• [DATA]:
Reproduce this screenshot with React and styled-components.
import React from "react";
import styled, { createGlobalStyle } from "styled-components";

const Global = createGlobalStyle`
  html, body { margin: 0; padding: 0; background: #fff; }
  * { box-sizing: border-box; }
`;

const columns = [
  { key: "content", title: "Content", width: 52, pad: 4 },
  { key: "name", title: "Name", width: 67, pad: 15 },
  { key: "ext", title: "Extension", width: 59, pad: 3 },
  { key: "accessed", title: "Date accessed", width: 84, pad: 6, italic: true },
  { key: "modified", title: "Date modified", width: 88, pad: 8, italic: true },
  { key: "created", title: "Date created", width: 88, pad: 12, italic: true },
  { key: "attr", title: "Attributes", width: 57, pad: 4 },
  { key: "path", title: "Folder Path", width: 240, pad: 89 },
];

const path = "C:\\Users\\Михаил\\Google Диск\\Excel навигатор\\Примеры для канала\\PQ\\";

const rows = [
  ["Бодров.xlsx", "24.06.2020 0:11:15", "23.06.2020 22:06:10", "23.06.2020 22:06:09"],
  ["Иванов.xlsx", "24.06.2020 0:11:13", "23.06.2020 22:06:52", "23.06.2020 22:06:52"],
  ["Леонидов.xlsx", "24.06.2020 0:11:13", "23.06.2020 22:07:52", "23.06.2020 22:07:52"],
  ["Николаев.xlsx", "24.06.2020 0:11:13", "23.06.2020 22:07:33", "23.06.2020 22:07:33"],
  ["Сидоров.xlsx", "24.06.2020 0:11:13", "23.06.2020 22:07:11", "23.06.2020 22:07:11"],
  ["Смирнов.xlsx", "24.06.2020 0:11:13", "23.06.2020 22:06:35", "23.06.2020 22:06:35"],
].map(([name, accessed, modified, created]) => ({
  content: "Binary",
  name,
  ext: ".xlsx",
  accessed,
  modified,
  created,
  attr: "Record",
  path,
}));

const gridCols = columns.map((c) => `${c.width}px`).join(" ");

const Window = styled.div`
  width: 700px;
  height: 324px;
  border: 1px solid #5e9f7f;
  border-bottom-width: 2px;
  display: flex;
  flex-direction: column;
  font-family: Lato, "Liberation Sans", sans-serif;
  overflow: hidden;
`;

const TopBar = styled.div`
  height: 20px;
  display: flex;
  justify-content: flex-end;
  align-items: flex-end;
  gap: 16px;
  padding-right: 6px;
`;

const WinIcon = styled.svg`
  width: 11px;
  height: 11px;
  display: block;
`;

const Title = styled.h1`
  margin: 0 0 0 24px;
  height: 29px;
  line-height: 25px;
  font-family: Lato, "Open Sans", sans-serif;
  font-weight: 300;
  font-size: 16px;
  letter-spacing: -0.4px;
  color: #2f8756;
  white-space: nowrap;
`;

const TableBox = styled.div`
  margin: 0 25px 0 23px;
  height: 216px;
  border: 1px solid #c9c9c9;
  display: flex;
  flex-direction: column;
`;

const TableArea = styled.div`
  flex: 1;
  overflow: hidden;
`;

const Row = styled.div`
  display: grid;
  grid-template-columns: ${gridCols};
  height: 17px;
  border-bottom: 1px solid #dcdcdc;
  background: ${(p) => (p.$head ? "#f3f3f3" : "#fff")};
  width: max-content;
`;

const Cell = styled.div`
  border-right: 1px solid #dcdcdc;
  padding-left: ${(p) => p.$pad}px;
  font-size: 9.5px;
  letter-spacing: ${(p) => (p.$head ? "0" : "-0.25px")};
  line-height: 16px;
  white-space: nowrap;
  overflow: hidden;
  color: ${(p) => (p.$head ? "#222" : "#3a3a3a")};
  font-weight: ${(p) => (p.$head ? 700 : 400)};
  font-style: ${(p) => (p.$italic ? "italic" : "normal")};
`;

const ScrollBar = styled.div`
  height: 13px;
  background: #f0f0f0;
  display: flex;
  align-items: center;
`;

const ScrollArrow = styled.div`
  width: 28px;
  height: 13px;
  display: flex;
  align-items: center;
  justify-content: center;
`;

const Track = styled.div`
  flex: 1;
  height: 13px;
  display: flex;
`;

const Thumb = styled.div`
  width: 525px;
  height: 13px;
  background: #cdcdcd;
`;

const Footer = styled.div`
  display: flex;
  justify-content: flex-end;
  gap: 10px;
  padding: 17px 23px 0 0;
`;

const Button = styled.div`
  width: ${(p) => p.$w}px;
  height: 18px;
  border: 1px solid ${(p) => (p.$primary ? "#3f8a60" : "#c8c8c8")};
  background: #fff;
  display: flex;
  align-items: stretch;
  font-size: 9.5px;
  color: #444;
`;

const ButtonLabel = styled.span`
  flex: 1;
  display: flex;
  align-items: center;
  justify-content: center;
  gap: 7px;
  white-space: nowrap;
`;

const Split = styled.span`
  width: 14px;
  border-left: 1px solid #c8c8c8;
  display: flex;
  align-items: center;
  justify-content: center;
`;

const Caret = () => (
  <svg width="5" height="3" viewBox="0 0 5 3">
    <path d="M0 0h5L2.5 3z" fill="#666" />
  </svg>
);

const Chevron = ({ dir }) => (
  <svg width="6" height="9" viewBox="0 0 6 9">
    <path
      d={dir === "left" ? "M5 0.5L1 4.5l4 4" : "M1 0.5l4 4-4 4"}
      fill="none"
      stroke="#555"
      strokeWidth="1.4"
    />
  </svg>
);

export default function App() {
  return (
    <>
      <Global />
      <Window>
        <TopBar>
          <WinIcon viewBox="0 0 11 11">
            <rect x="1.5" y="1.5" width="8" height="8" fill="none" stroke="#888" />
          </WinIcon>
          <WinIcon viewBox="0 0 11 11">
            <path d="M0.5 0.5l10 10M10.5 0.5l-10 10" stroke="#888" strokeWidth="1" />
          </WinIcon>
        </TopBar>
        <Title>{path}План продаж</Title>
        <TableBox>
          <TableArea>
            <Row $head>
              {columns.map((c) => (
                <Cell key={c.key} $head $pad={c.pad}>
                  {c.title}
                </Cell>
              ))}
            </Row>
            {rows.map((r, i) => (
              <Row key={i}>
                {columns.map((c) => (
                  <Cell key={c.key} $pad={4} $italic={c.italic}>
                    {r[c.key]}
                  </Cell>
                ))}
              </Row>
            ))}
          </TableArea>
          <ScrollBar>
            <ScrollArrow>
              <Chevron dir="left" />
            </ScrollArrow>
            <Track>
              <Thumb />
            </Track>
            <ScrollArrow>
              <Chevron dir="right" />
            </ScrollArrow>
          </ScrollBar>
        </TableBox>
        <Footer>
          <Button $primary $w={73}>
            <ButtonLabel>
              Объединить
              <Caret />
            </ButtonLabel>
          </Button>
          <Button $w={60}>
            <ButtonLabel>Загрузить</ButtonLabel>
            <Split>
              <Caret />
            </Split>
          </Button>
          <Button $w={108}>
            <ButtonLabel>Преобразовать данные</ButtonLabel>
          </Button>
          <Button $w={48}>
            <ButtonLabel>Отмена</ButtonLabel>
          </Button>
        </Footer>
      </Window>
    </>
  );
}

• [TASK TO COMPLETE]: From the first line above through the line that contains "const gridCols = columns.map((c)", quote each line exactly. Output nothing more.

• [ANSWER TO THIS PROBLEM]:
Reproduce this screenshot with React and styled-components.
import React from "react";
import styled, { createGlobalStyle } from "styled-components";

const Global = createGlobalStyle`
  html, body { margin: 0; padding: 0; background: #fff; }
  * { box-sizing: border-box; }
`;

const columns = [
  { key: "content", title: "Content", width: 52, pad: 4 },
  { key: "name", title: "Name", width: 67, pad: 15 },
  { key: "ext", title: "Extension", width: 59, pad: 3 },
  { key: "accessed", title: "Date accessed", width: 84, pad: 6, italic: true },
  { key: "modified", title: "Date modified", width: 88, pad: 8, italic: true },
  { key: "created", title: "Date created", width: 88, pad: 12, italic: true },
  { key: "attr", title: "Attributes", width: 57, pad: 4 },
  { key: "path", title: "Folder Path", width: 240, pad: 89 },
];

const path = "C:\\Users\\Михаил\\Google Диск\\Excel навигатор\\Примеры для канала\\PQ\\";

const rows = [
  ["Бодров.xlsx", "24.06.2020 0:11:15", "23.06.2020 22:06:10", "23.06.2020 22:06:09"],
  ["Иванов.xlsx", "24.06.2020 0:11:13", "23.06.2020 22:06:52", "23.06.2020 22:06:52"],
  ["Леонидов.xlsx", "24.06.2020 0:11:13", "23.06.2020 22:07:52", "23.06.2020 22:07:52"],
  ["Николаев.xlsx", "24.06.2020 0:11:13", "23.06.2020 22:07:33", "23.06.2020 22:07:33"],
  ["Сидоров.xlsx", "24.06.2020 0:11:13", "23.06.2020 22:07:11", "23.06.2020 22:07:11"],
  ["Смирнов.xlsx", "24.06.2020 0:11:13", "23.06.2020 22:06:35", "23.06.2020 22:06:35"],
].map(([name, accessed, modified, created]) => ({
  content: "Binary",
  name,
  ext: ".xlsx",
  accessed,
  modified,
  created,
  attr: "Record",
  path,
}));

const gridCols = columns.map((c) => `${c.width}px`).join(" ");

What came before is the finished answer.